— Start of Source data —

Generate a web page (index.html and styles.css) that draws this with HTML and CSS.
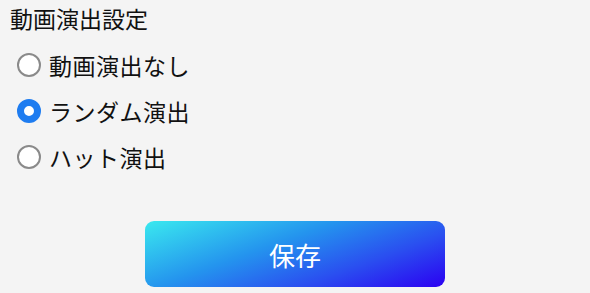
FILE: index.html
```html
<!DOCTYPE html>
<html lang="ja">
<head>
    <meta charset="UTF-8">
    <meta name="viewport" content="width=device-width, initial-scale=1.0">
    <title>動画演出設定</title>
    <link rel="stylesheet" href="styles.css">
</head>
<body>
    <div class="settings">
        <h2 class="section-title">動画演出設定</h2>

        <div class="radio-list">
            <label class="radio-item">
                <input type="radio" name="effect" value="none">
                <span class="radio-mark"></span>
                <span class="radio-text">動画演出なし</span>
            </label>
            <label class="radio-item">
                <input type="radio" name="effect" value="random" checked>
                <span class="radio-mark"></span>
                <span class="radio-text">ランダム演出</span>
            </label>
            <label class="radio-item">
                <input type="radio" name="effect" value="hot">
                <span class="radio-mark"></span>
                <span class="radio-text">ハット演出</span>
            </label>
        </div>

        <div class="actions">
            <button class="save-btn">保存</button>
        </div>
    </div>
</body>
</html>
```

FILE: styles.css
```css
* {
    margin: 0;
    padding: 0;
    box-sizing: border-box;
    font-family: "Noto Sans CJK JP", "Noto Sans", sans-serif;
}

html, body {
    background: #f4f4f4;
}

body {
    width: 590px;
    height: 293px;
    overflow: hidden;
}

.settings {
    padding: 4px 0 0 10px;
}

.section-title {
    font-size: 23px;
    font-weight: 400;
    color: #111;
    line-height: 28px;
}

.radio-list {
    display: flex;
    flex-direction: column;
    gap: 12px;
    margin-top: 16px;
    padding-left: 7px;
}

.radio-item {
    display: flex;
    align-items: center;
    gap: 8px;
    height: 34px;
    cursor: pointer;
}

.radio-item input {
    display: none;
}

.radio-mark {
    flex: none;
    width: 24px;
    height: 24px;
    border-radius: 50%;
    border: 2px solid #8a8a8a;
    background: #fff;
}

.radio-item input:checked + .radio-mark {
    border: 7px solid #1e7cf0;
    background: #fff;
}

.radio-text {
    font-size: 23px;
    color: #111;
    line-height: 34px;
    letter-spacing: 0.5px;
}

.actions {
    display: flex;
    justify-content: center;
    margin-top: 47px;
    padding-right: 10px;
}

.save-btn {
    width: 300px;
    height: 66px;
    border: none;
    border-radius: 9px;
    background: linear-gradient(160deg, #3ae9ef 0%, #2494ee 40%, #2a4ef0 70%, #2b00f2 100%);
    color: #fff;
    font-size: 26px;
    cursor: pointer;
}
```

— End of Source data —

▶ Written request
Where a line holds "styles", copy it out.

▶ Task solution
Generate a web page (index.html and styles.css) that draws this with HTML and CSS.
    <link rel="stylesheet" href="styles.css">
FILE: styles.css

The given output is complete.